Many financial services professionals seem to forget that they have a fiduciary responsibility when it comes to the valuation of securities. Although it is acceptable for one to rely on the pricing of the products provided by the custodian with which client securities are held, not all financial professional’s client portfolios are invested 100% in listed securities products.
Many financial service professionals like to look for products that may not be tied to the market, or provide a hedge to listed products being held in their client’s accounts. In these instances non-traditional, non-listed products may be recommended or purchased to meet these investment strategies. When looking at these types of products, it is important to note that going to IARD or the SEC’s website is not going to satisfy the fiduciary responsibility of conducting proper due diligence when researching alternative investments. It is important to search the secretary of state in which the issuer is domiciled (i.e. Nevada and/or Delaware) to check for affiliated entities. All corporate officers of the issuer should also be checked through the Secretary of State to see if they own or are listed as an officer of any other entities. Once that has been verified, it is important to conduct thorough research on the executive officers, affiliated entities, affiliated entity’s corporate officers and any salespeople with whom you have been dealing to determine if any of these individuals have any type of criminal background, or if the entities, corporate officers or salespeople have any past or pending litigation.

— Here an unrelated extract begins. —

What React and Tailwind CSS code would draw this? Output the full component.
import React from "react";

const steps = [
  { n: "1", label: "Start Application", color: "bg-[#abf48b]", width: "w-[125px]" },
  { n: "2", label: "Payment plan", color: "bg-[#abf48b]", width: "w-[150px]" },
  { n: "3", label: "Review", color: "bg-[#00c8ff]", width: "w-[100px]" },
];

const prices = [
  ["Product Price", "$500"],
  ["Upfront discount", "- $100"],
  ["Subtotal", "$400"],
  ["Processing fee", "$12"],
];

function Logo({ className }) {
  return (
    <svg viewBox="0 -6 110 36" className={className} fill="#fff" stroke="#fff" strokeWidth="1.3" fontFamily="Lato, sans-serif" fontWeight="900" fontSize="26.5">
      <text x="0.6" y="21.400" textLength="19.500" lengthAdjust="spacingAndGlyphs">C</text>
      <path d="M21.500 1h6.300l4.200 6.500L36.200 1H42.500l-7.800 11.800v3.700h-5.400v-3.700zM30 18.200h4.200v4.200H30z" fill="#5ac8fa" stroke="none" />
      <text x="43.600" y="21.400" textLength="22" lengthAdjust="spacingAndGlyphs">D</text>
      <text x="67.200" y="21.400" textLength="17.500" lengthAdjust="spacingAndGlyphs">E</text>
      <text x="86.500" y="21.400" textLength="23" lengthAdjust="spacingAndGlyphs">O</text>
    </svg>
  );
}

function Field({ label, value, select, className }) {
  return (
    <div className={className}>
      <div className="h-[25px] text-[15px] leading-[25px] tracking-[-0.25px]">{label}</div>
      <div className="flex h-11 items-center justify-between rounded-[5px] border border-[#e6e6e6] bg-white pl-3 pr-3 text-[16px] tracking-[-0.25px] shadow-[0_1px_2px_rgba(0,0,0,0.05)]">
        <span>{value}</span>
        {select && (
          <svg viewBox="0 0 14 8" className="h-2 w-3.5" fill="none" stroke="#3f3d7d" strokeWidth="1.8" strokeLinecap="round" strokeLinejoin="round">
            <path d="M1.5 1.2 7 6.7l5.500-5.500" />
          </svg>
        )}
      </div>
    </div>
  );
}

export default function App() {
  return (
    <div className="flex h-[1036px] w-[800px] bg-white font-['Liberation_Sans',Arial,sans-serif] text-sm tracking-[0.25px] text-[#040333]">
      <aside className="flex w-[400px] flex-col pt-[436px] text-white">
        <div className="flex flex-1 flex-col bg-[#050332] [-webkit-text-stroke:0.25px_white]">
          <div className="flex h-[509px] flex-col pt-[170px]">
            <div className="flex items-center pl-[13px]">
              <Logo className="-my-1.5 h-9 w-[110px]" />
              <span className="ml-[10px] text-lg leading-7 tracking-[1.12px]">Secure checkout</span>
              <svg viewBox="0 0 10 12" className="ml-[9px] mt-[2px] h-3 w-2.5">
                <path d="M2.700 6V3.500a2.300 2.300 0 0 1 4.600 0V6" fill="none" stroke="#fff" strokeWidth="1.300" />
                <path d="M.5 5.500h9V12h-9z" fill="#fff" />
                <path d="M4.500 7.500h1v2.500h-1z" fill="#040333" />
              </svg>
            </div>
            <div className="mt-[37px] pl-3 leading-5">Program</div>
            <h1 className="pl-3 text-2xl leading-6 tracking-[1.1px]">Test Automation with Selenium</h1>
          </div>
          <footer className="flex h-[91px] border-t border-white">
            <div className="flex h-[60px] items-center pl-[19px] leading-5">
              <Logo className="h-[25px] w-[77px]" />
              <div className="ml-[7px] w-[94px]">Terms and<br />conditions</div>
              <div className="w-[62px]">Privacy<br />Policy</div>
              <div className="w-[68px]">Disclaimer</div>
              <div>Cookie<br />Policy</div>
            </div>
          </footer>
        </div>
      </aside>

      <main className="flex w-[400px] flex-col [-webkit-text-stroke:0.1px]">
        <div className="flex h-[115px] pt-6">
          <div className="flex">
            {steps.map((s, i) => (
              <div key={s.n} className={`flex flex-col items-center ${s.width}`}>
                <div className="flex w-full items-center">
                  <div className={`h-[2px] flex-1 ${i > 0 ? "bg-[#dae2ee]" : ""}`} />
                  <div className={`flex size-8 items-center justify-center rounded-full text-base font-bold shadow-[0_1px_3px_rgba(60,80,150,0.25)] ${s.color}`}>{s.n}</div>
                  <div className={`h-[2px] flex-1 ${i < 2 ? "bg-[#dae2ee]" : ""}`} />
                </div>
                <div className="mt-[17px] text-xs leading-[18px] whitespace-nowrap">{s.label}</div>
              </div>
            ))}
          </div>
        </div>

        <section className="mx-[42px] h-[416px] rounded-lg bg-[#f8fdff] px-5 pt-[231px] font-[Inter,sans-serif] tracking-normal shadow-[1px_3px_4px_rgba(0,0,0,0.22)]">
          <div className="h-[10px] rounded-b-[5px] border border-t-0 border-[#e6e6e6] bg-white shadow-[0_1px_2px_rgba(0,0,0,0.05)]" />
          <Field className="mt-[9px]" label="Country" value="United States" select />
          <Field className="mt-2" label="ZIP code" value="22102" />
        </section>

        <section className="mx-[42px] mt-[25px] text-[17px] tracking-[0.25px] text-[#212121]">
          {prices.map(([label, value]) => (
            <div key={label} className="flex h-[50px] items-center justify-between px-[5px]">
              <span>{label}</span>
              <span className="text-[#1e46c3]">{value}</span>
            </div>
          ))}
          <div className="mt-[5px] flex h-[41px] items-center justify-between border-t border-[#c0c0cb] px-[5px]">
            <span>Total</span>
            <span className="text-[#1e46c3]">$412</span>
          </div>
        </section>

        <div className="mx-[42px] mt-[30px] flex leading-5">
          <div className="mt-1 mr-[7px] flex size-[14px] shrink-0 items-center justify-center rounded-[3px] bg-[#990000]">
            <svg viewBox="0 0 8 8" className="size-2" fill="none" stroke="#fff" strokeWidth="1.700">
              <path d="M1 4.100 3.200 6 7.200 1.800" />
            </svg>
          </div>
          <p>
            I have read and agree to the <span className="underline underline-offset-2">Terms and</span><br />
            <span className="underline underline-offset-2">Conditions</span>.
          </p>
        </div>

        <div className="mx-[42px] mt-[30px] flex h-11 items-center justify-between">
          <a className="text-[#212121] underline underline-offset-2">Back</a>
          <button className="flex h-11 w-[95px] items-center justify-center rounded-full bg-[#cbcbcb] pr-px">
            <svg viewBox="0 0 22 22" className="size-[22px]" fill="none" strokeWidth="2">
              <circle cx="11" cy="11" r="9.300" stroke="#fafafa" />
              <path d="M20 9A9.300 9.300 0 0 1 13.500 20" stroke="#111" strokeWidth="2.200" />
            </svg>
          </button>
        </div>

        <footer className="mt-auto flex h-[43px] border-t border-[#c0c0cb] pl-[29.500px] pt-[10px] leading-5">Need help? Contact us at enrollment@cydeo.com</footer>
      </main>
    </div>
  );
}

Once the issuer, affiliates and affiliated person have passed the initial phase of the due diligence process, it’s time to start on the product itself. At this point, it will be important to ask detailed questions about the product. Let’s take a non-listed REIT for instance. It is extremely important to request a list of all properties owned by the trust. Once that information has been obtained, the properties should be checked against the local tax records to one, verify ownership, and two, determine the taxable and appraised value. If the portfolio consists of rental properties, either commercial or residential, it is a good idea to contact the property’s management office or the company managing the property to verify rental rates, occupancy rates and see if they will provide a history of revenue. This should be a routine process as long as any clients remain invested in the product; no one should accept the value on statements provided by the issuer as accurate, or truthful.
Right now you are thinking that this is a lot of work. This is entirely true. However, if you are charging a fee for the assets under your management, or have received a commission, this is what is referred to as “earning your keep”. It could also prevent being a victim of a fraud, investing a client in a fraudulent product, and most important, losing your livelihood and/or a civil suit.